Dans une grande tradition américaine des procès, quelques grands cabinets d’avocats animent des plaintes de parties civiles comme celles de plaignants victimes d’acouphènes suite à « l’explosion » de la porte en vol… Ces acouphènes valent quelques millions de dollars… Pure anecdote dans le niveau de soucis rencontré par l’avionneur américain. 

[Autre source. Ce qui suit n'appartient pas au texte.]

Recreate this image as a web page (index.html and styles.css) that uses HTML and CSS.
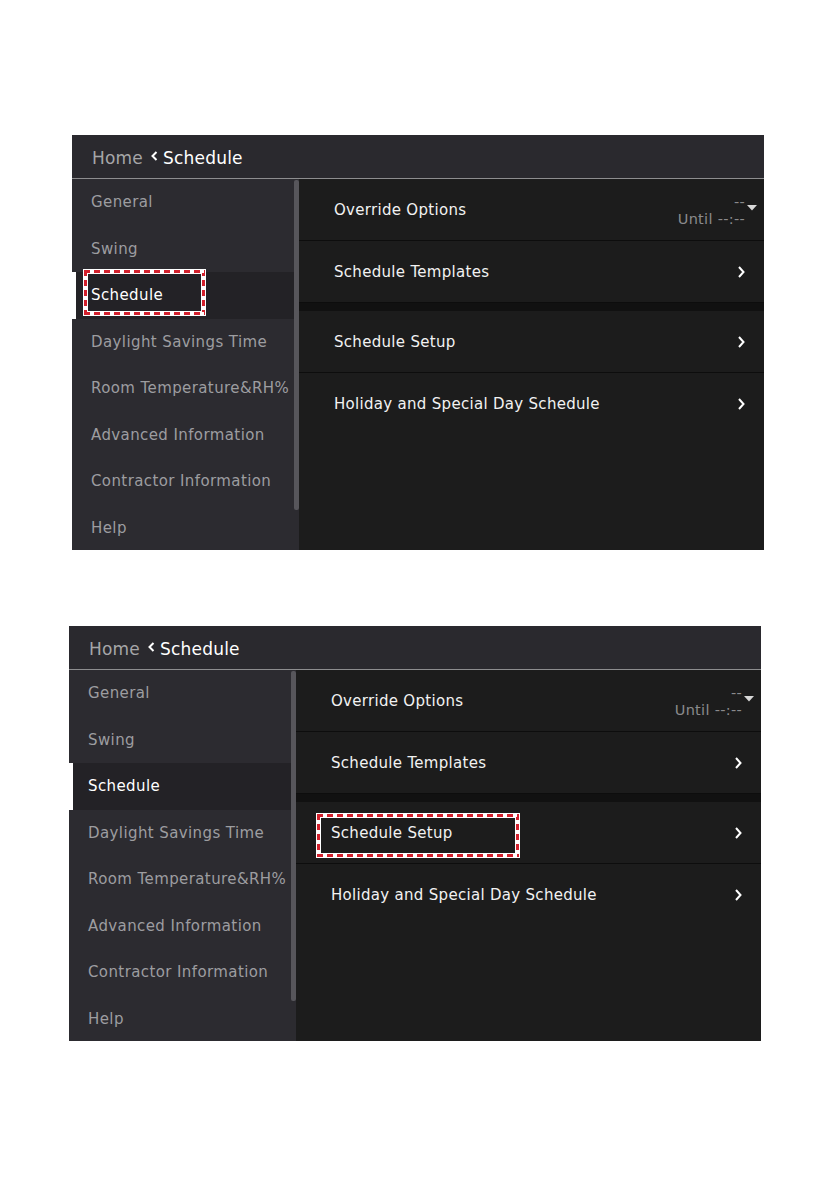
FILE: index.html
```html
<!DOCTYPE html>
<html lang="en">
<head>
    <meta charset="UTF-8">
    <meta name="viewport" content="width=device-width, initial-scale=1.0">
    <title>Schedule</title>
    <link rel="stylesheet" href="styles.css">
</head>
<body>
    <div class="page">

        <!-- step 1: pick Schedule in the menu -->
        <div class="screen screen-first">
            <div class="topbar">
                <span class="crumb-home">Home</span>
                <svg class="crumb-back" width="7" height="10" viewBox="0 0 7 10"><polyline points="5.5,1 1.5,5 5.5,9" fill="none" stroke="#fff" stroke-width="2"/></svg>
                <span class="crumb-current">Schedule</span>
            </div>
            <div class="screen-body">
                <nav class="sidebar">
                    <div class="nav-item">General</div>
                    <div class="nav-item">Swing</div>
                    <div class="nav-item active">Schedule<span class="callout callout-nav"></span></div>
                    <div class="nav-item">Daylight Savings Time</div>
                    <div class="nav-item">Room Temperature&amp;RH%</div>
                    <div class="nav-item">Advanced Information</div>
                    <div class="nav-item">Contractor Information</div>
                    <div class="nav-item">Help</div>
                    <div class="scrollbar"></div>
                </nav>
                <div class="content">
                    <div class="row">
                        <span class="row-label">Override Options</span>
                        <div class="override">
                            <div class="override-text">
                                <div>--</div>
                                <div>Until --:--</div>
                            </div>
                            <svg class="override-arrow" width="10" height="6" viewBox="0 0 10 6"><polygon points="0,0 10,0 5,5.5" fill="#d8d8d8"/></svg>
                        </div>
                    </div>
                    <div class="row">
                        <span class="row-label">Schedule Templates</span>
                        <svg class="chevron" width="7" height="12" viewBox="0 0 7 12"><polyline points="1,1 5.5,6 1,11" fill="none" stroke="#fff" stroke-width="2"/></svg>
                    </div>
                    <div class="group-gap"></div>
                    <div class="row">
                        <span class="row-label">Schedule Setup</span>
                        <svg class="chevron" width="7" height="12" viewBox="0 0 7 12"><polyline points="1,1 5.5,6 1,11" fill="none" stroke="#fff" stroke-width="2"/></svg>
                    </div>
                    <div class="row">
                        <span class="row-label">Holiday and Special Day Schedule</span>
                        <svg class="chevron" width="7" height="12" viewBox="0 0 7 12"><polyline points="1,1 5.5,6 1,11" fill="none" stroke="#fff" stroke-width="2"/></svg>
                    </div>
                </div>
            </div>
        </div>

        <!-- step 2: open Schedule Setup -->
        <div class="screen screen-second">
            <div class="topbar">
                <span class="crumb-home">Home</span>
                <svg class="crumb-back" width="7" height="10" viewBox="0 0 7 10"><polyline points="5.5,1 1.5,5 5.5,9" fill="none" stroke="#fff" stroke-width="2"/></svg>
                <span class="crumb-current">Schedule</span>
            </div>
            <div class="screen-body">
                <nav class="sidebar">
                    <div class="nav-item">General</div>
                    <div class="nav-item">Swing</div>
                    <div class="nav-item active">Schedule</div>
                    <div class="nav-item">Daylight Savings Time</div>
                    <div class="nav-item">Room Temperature&amp;RH%</div>
                    <div class="nav-item">Advanced Information</div>
                    <div class="nav-item">Contractor Information</div>
                    <div class="nav-item">Help</div>
                    <div class="scrollbar"></div>
                </nav>
                <div class="content">
                    <div class="row">
                        <span class="row-label">Override Options</span>
                        <div class="override">
                            <div class="override-text">
                                <div>--</div>
                                <div>Until --:--</div>
                            </div>
                            <svg class="override-arrow" width="10" height="6" viewBox="0 0 10 6"><polygon points="0,0 10,0 5,5.5" fill="#d8d8d8"/></svg>
                        </div>
                    </div>
                    <div class="row">
                        <span class="row-label">Schedule Templates</span>
                        <svg class="chevron" width="7" height="12" viewBox="0 0 7 12"><polyline points="1,1 5.5,6 1,11" fill="none" stroke="#fff" stroke-width="2"/></svg>
                    </div>
                    <div class="group-gap"></div>
                    <div class="row">
                        <span class="row-label">Schedule Setup</span>
                        <span class="callout callout-row"></span>
                        <svg class="chevron" width="7" height="12" viewBox="0 0 7 12"><polyline points="1,1 5.5,6 1,11" fill="none" stroke="#fff" stroke-width="2"/></svg>
                    </div>
                    <div class="row">
                        <span class="row-label">Holiday and Special Day Schedule</span>
                        <svg class="chevron" width="7" height="12" viewBox="0 0 7 12"><polyline points="1,1 5.5,6 1,11" fill="none" stroke="#fff" stroke-width="2"/></svg>
                    </div>
                </div>
            </div>
        </div>

    </div>
</body>
</html>
```

FILE: styles.css
```css
body {
    margin: 0;
    padding: 0;
    background-color: #ffffff;
    font-family: "DejaVu Sans", Verdana, sans-serif;
}
.page {
    padding-top: 135px;
    padding-bottom: 150px;
}
.screen {
    width: 692px;
    height: 415px;
    display: flex;
    flex-direction: column;
    background-color: #1c1c1c;
    overflow: hidden;
}
.screen-first {
    margin-left: 72px;
}
.screen-second {
    margin-left: 69px;
    margin-top: 76px;
}
.topbar {
    height: 44px;
    flex: none;
    box-sizing: border-box;
    display: flex;
    align-items: center;
    padding-left: 20px;
    padding-top: 3px;
    background-color: #2a292e;
    border-bottom: 1px solid #8d8d8f;
    font-size: 17px;
    letter-spacing: 0.2px;
}
.crumb-home {
    color: #a6a6a8;
}
.crumb-back {
    margin-left: 8px;
    margin-right: 5px;
    margin-top: -5px;
}
.crumb-current {
    color: #ffffff;
}
.screen-body {
    flex: 1;
    display: flex;
    min-height: 0;
}
.sidebar {
    position: relative;
    width: 227px;
    flex: none;
    background-color: #2c2b30;
}
.nav-item {
    position: relative;
    height: 46.5px;
    display: flex;
    align-items: center;
    padding-left: 19px;
    font-size: 15px;
    letter-spacing: 0.4px;
    color: #9d9da0;
    white-space: nowrap;
}
.nav-item.active {
    background-color: #232226;
    border-left: 4px solid #ffffff;
    padding-left: 15px;
    color: #ffffff;
}
.scrollbar {
    position: absolute;
    top: 1px;
    right: 0;
    width: 5px;
    height: 330px;
    background-color: #57565b;
    border-radius: 2px;
}
.content {
    flex: 1;
    display: flex;
    flex-direction: column;
}
.row {
    position: relative;
    height: 61px;
    flex: none;
    display: flex;
    align-items: center;
    justify-content: space-between;
    padding-left: 35px;
    padding-right: 19px;
    border-bottom: 1px solid #0d0d0d;
    font-size: 15px;
    letter-spacing: 0.3px;
    color: #f2f2f2;
}
.row:last-child {
    border-bottom: none;
}
.group-gap {
    height: 9px;
    flex: none;
    background-color: #111111;
    margin-top: -1px;
}
.override {
    display: flex;
    align-items: center;
    margin-right: -12px;
}
.override-text {
    text-align: right;
    font-size: 14.5px;
    line-height: 17px;
    letter-spacing: 0.3px;
    color: #8a8a8c;
    margin-top: 2px;
}
.override-arrow {
    margin-left: 2px;
    margin-top: -4px;
}
.chevron {
    display: block;
}

/* red/white dashed callouts drawn on top of the screens */
.callout {
    position: absolute;
    box-sizing: border-box;
    border: 1px solid #ffffff;
    background:
        repeating-linear-gradient(90deg, #d3212d 0 6px, #ffffff 6px 10px) top left / 100% 3px no-repeat,
        repeating-linear-gradient(90deg, #d3212d 0 6px, #ffffff 6px 10px) bottom left / 100% 3px no-repeat,
        repeating-linear-gradient(180deg, #d3212d 0 6px, #ffffff 6px 10px) top left / 3px 100% no-repeat,
        repeating-linear-gradient(180deg, #d3212d 0 6px, #ffffff 6px 10px) top right / 3px 100% no-repeat;
}
.callout::after {
    content: "";
    position: absolute;
    inset: 3px;
    border: 1px solid #ffffff;
}
.callout-nav {
    left: 7px;
    top: -3px;
    width: 123px;
    height: 47px;
}
.callout-row {
    left: 20px;
    top: 11px;
    width: 204px;
    height: 45px;
}
```
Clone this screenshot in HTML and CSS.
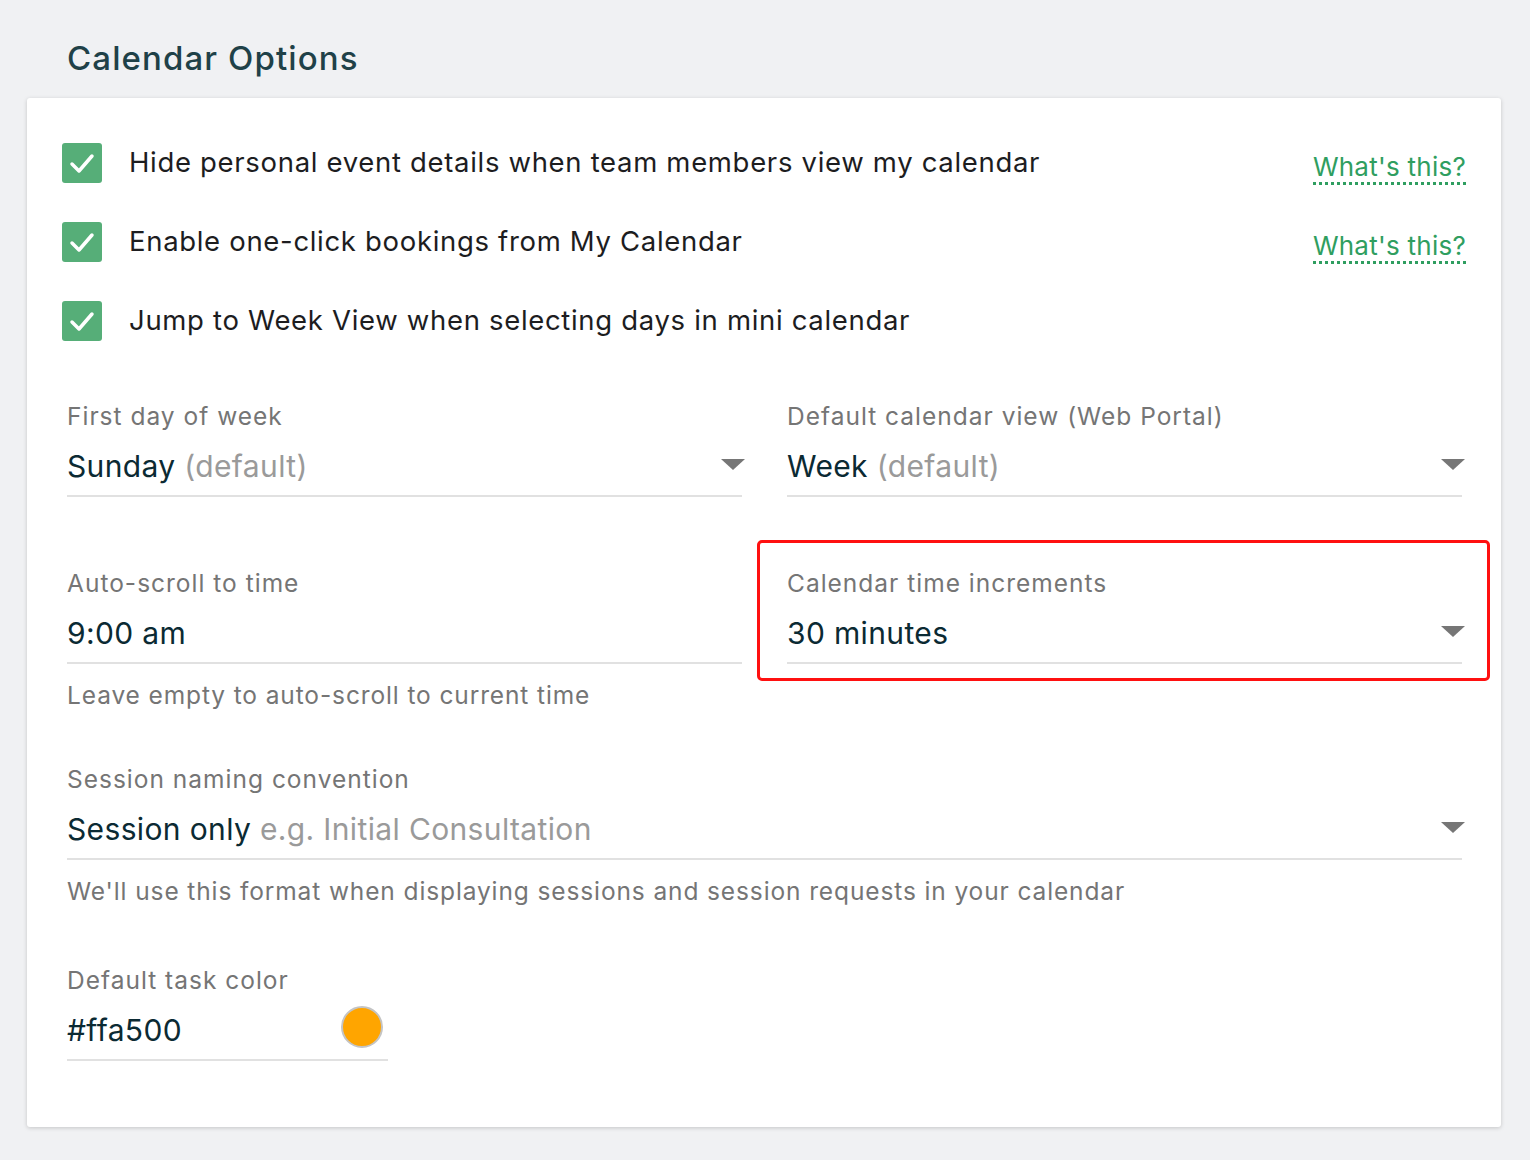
FILE: index.html
```html
<!DOCTYPE html>
<html lang="en">
<head>
  <meta charset="UTF-8" />
  <meta name="viewport" content="width=device-width, initial-scale=1.0"/>
  <title>Calendar Options</title>
  <link rel="stylesheet" href="styles.css">
</head>
<body>
  <div class="page">
    <h2 class="section-title">Calendar Options</h2>

    <div class="card">
      <div class="checks">
        <div class="check-row">
          <span class="checkbox"><svg viewBox="0 0 40 40"><path d="M10 21 L17 28 L30 13" /></svg></span>
          <span class="check-label">Hide personal event details when team members view my calendar</span>
          <a class="help-link" href="#">What's this?</a>
        </div>
        <div class="check-row">
          <span class="checkbox"><svg viewBox="0 0 40 40"><path d="M10 21 L17 28 L30 13" /></svg></span>
          <span class="check-label">Enable one-click bookings from My Calendar</span>
          <a class="help-link" href="#">What's this?</a>
        </div>
        <div class="check-row">
          <span class="checkbox"><svg viewBox="0 0 40 40"><path d="M10 21 L17 28 L30 13" /></svg></span>
          <span class="check-label">Jump to Week View when selecting days in mini calendar</span>
        </div>
      </div>

      <div class="grid row-first">
        <div class="field">
          <div class="field-label">First day of week</div>
          <div class="field-input select">
            <span class="value">Sunday <span class="muted">(default)</span></span>
            <span class="caret"></span>
          </div>
        </div>
        <div class="field">
          <div class="field-label">Default calendar view (Web Portal)</div>
          <div class="field-input select">
            <span class="value">Week <span class="muted">(default)</span></span>
            <span class="caret"></span>
          </div>
        </div>
      </div>

      <div class="grid row-second">
        <div class="field">
          <div class="field-label">Auto-scroll to time</div>
          <div class="field-input">
            <span class="value">9:00 am</span>
          </div>
          <div class="field-help">Leave empty to auto-scroll to current time</div>
        </div>
        <div class="field highlight">
          <div class="field-label">Calendar time increments</div>
          <div class="field-input select">
            <span class="value">30 minutes</span>
            <span class="caret"></span>
          </div>
        </div>
      </div>

      <div class="field row-session">
        <div class="field-label">Session naming convention</div>
        <div class="field-input select">
          <span class="value">Session only <span class="muted">e.g. Initial Consultation</span></span>
          <span class="caret"></span>
        </div>
        <div class="field-help">We'll use this format when displaying sessions and session requests in your calendar</div>
      </div>

      <div class="field row-color">
        <div class="field-label">Default task color</div>
        <div class="field-input color-input">
          <span class="value">#ffa500</span>
          <span class="swatch" style="background: #ffa500;"></span>
        </div>
      </div>
    </div>
  </div>
</body>
</html>
```

FILE: styles.css
```css
body {
  font-family: Inter, "Noto Sans", sans-serif;
  margin: 0;
  padding: 0;
  background: #f0f1f3;
  color: #0b2a33;
}
.page {
  padding: 36px 29px 32px 27px;
}
.section-title {
  margin: 0 0 18px 40px;
  font-size: 33px;
  font-weight: 500;
  letter-spacing: 1.1px;
  line-height: 44px;
  color: #1f4148;
}
.card {
  background: #ffffff;
  border-radius: 3px;
  box-shadow: 0 1px 4px rgba(0, 0, 0, 0.18);
  padding: 45px 39px 66px 40px;
}
.checks {
  display: flex;
  flex-direction: column;
  gap: 39px;
  margin-left: -5px;
}
.check-row {
  display: flex;
  align-items: center;
  height: 40px;
}
.checkbox {
  width: 40px;
  height: 40px;
  border-radius: 3px;
  background: #56ae78;
  flex: none;
}
.checkbox svg {
  display: block;
  width: 40px;
  height: 40px;
}
.checkbox path {
  fill: none;
  stroke: #ffffff;
  stroke-width: 3.5;
  stroke-linecap: round;
  stroke-linejoin: round;
}
.check-label {
  margin-left: 27px;
  margin-top: -3px;
  font-size: 27.5px;
  letter-spacing: 0.68px;
  color: #1d1d1f;
  flex: 1;
}
.help-link {
  color: #2f9e60;
  font-size: 26px;
  letter-spacing: 0.25px;
  text-decoration: none;
  border-bottom: 3px dotted #2f9e60;
  line-height: 30px;
  margin-top: 10px;
  margin-right: -4px;
}
.grid {
  display: grid;
  grid-template-columns: 1fr 1fr;
  gap: 45px;
  align-items: start;
}
.row-first {
  margin-top: 60px;
}
.row-second {
  margin-top: 71px;
}
.row-session {
  margin-top: 54px;
}
.row-color {
  margin-top: 59px;
  width: 321px;
}
.field {
  position: relative;
}
.field-label {
  font-size: 24.5px;
  letter-spacing: 1px;
  line-height: 30px;
  color: #757575;
}
.field-input {
  display: flex;
  align-items: center;
  height: 40px;
  padding: 15px 0 9px;
  border-bottom: 2px solid #e1e1e1;
  font-size: 30px;
  letter-spacing: 0.36px;
}
.value {
  flex: 1;
  white-space: nowrap;
}
.muted {
  color: #9a9a9a;
}
.caret {
  width: 0;
  height: 0;
  border-left: 12.5px solid transparent;
  border-right: 12.5px solid transparent;
  border-top: 11px solid #767676;
  margin-right: -3px;
  margin-top: -4px;
}
.field-help {
  margin-top: 16px;
  font-size: 24.5px;
  letter-spacing: 0.88px;
  line-height: 30px;
  color: #757575;
}
.swatch {
  width: 38px;
  height: 38px;
  border-radius: 50%;
  border: 2px solid #c4c4c4;
  margin-right: 5px;
  margin-top: -6px;
}
/* red outline drawn around a field to call it out */
.highlight::after {
  content: "";
  position: absolute;
  left: -30px;
  right: -28px;
  top: -28px;
  bottom: -17px;
  border: 3px solid #ff1010;
  border-radius: 5px;
  pointer-events: none;
}
```
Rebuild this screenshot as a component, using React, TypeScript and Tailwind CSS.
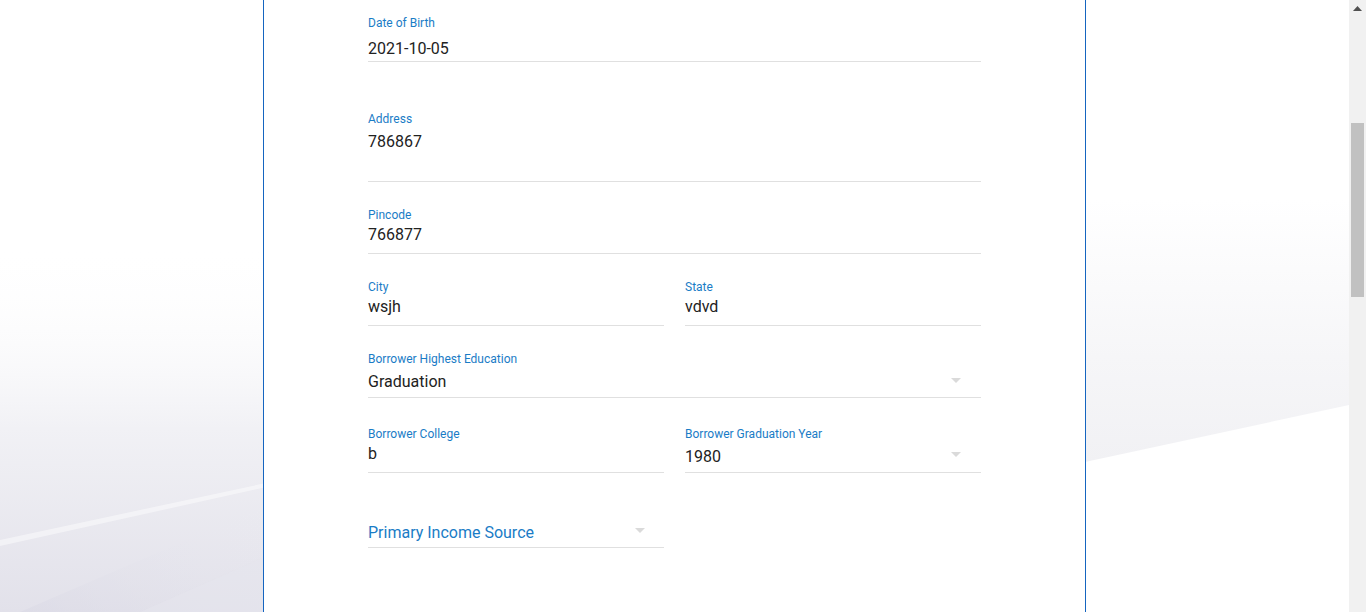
import React from 'react';

const labelClass = 'block text-[12px] leading-4 text-[#1a7cc6]';
const valueClass = 'text-[16px] leading-6 text-[#222222]';

const Arrow: React.FC<{ top: string }> = ({ top }) => (
  <svg width="10" height="5" viewBox="0 0 10 5" className={`absolute right-[20px] ${top}`}>
    <path d="M0 0 L10 0 L5 5 Z" fill="#dadada" />
  </svg>
);

interface FieldProps {
  label: string;
  value: string;
  valueTop?: string;
  areaHeight: string;
  select?: boolean;
}

const Field: React.FC<FieldProps> = ({ label, value, valueTop = 'mt-0', areaHeight, select = false }) => (
  <div className="flex-1">
    <label className={labelClass}>{label}</label>
    <div className={`relative border-b border-[#e0e0e0] ${valueTop} ${areaHeight}`}>
      <div className={valueClass}>{value}</div>
      {select && <Arrow top="top-[8px]" />}
    </div>
  </div>
);

const Background: React.FC = () => (
  <svg className="absolute inset-0 h-full w-full" viewBox="0 0 1349 612" preserveAspectRatio="none">
    <defs>
      <linearGradient id="leftFade" x1="0" y1="0" x2="0" y2="1">
        <stop offset="0" stopColor="#ffffff" stopOpacity="0" />
        <stop offset="0.4" stopColor="#ffffff" stopOpacity="0" />
        <stop offset="0.7" stopColor="#f1f1f5" />
        <stop offset="1" stopColor="#e2e1ea" />
      </linearGradient>
      <linearGradient id="ray" x1="0" y1="1" x2="1" y2="0">
        <stop offset="0" stopColor="#dad9e5" />
        <stop offset="1" stopColor="#eeeef3" stopOpacity="0" />
      </linearGradient>
      <linearGradient id="rightFade" x1="0" y1="0" x2="0" y2="1">
        <stop offset="0" stopColor="#ffffff" />
        <stop offset="0.6" stopColor="#f6f6f8" />
        <stop offset="1" stopColor="#f1f1f4" />
      </linearGradient>
    </defs>
    <rect x="0" y="0" width="1349" height="612" fill="#ffffff" />
    <rect x="0" y="0" width="300" height="612" fill="url(#leftFade)" />
    <path d="M0 540 L280 480 L280 484 L0 546 Z" fill="#ffffff" opacity="0.45" />
    <path d="M20 612 L280 500 L280 612 Z" fill="url(#ray)" opacity="0.6" />
    <path d="M140 612 L280 550 L280 612 Z" fill="#e6e5ee" opacity="0.5" />
    <path d="M1085 200 L1349 200 L1349 405 L1085 462 Z" fill="url(#rightFade)" />
  </svg>
);

const App: React.FC = () => {
  return (
    <div className="flex h-[612px] w-full overflow-hidden font-['Roboto','Liberation_Sans',sans-serif]">
      <div className="relative flex-1">
        <Background />
        <div className="relative mx-auto h-full w-[823px] border-x border-[#1565c0] bg-white px-[104px]">
          <div className="flex flex-col pt-[15px]">
            <Field label="Date of Birth" value="2021-10-05" valueTop="mt-[6px]" areaHeight="h-[25px]" />

            <div className="mt-[49px]">
              <Field label="Address" value="786867" valueTop="mt-[3px]" areaHeight="h-[52px]" />
            </div>

            <div className="mt-[25px]">
              <Field label="Pincode" value="766877" areaHeight="h-[31px]" />
            </div>

            <div className="mt-[25px] flex gap-[21px]">
              <Field label="City" value="wsjh" areaHeight="h-[31px]" />
              <Field label="State" value="vdvd" areaHeight="h-[31px]" />
            </div>

            <div className="mt-[25px]">
              <Field
                label="Borrower Highest Education"
                value="Graduation"
                valueTop="mt-[3px]"
                areaHeight="h-[28px]"
                select
              />
            </div>

            <div className="mt-[28px] flex gap-[21px]">
              <Field label="Borrower College" value="b" areaHeight="h-[31px]" />
              <div className="flex-1">
                <label className={labelClass}>Borrower Graduation Year</label>
                <div className="relative h-[31px] border-b border-[#e0e0e0] pt-[3px]">
                  <div className={valueClass}>1980</div>
                  <Arrow top="top-[10px]" />
                </div>
              </div>
            </div>

            <div className="mt-[48px] flex gap-[21px]">
              <div className="relative h-[27px] flex-1 border-b border-[#e0e0e0]">
                <div className="text-[16px] leading-6 text-[#1a7cc6]">Primary Income Source</div>
                <svg width="10" height="5" viewBox="0 0 10 5" className="absolute right-[19px] top-[7px]">
                  <path d="M0 0 L10 0 L5 5 Z" fill="#dadada" />
                </svg>
              </div>
              <div className="flex-1" />
            </div>
          </div>
        </div>
      </div>

      <div className="relative w-[17px] bg-[#f1f1f1]">
        <svg width="9" height="5" viewBox="0 0 9 5" className="absolute left-[4px] top-[6px]">
          <path d="M0 5 L9 5 L4.5 0 Z" fill="#505050" />
        </svg>
        <div className="absolute left-[2px] top-[123px] h-[174px] w-[13px] bg-[#c1c1c1]" />
      </div>
    </div>
  );
};

export default App;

Pendant ce temps-là, le cash enrichit les avocats et Boeing n’est pas concentré sur ses avions.

Reprise de la production

Essayons de finir sur une bonne nouvelle. Boeing semble montrer de premiers signes de sortie de la partie industrielle de la crise dans laquelle il est plongé depuis cinq ans. À fin avril, le géant Américain, avec 175 appareils livrés depuis janvier, fait quasi-jeu égal avec Airbus, 192 avions livrés. L’Américain semble bien parti pour produire 38 B737 Max par mois avant la fin 2025. Cela après avoir livré 30 % d’appareils de moins en 2024, par rapport à 2023 et 50 % de moins qu’Airbus.

Conclusion

Je reprends la conclusion de mon précédent article (21 février 2025). J’écrivais que Boeing arriverait à se relever si … :

  • Si les cadences de production et de livraison des avions commerciaux repartent, même doucement, à la hausse. Il semble que ce soit en cours.
  • Si les problèmes avec le Pentagone se résolvent. Pas d’informations récentes sur ce point.
  • Si le calme social revient. Pour le moment, c’est le cas. 
  • Si des plans de reconstruction des compétences disparues sont présentés et surtout, s’ils produisent des effets, car pour enseigner de la compétence, il faut la détenir… Sur ce point crucial, il est très difficile d’obtenir de l’information fiable, mais quand on connaît les efforts colossaux nécessaires dans le domaine, même pour des entreprises en bonne santé comme Airbus ou Thales, le défi est certainement immense pour Boeing. Je ne les en crois pas capable (lire les communications du Gifas dans ce domaine reprises dans un article passionnant du Figaro[2]).
  • Si la NASA refait confiance aux fusées de Boeing pour propulser les astronautes en orbite. Ce n’est pas le cas à ce jour.
  • Si l’objectif de cash-flow positif se concrétise. Attendu pour les comptes de Q4 2025. 
  • Enfin, et surtout, si aucun incident ou crash, ne vient alimenter tous les doutes que nous avons encore. Que dire d’autres sinon que c’est un crash…. Qui va encore coûter beaucoup de cash…

L’actualisation de cette conclusion datant d’à peine quatre mois est terrible.

Cette analyse au long cours que je mène depuis 2019 sur ce cas hors normes, démontre que Boeing est toujours en crise. La finance de Boeing a tué les compétences de Boeing. Même si ses actionnaires sont très riches, et justement parce qu’ils sont très riches, ils vont finir par tirer d’autres conclusions que simplement changer le PDG. Je ne vois pas comment le Groupe Boeing peut survivre dans sa forme actuelle. La solution ne peut passer stratégiquement que par un démantèlement séparant complètement les différentes activités afin de redonner une dimension humainement pilotable à chacun des enjeux et des crises.

Michel Mathieu

Doctor of Business Administration 

Le 16 juin 2025

Bibliographie

Cette étude longitudinale du cas Boeing est permise grâce à une matière abondante que fournit le monde de l’aéronautique. Les sources sont nombreuses : 

  • de la part de la société Boeing : communiqués de presse, conférences de presse, présentations des résultats trimestriels, site Internet, … ;
  • de la part des autorités diverses impliquées dans le sujet, qu’elles soient américaines ou européennes : rapports de commissions d’enquêtes, auditions publiques, conférences de presse, communiqués, sites Internet, … ;
  • revues spécialisées américaines, analyses d’experts ou de journalistes d’investigation ;
  • les médias classiques qui reprennent les synthèses des agences de presse comme l’AFP ou Reuters.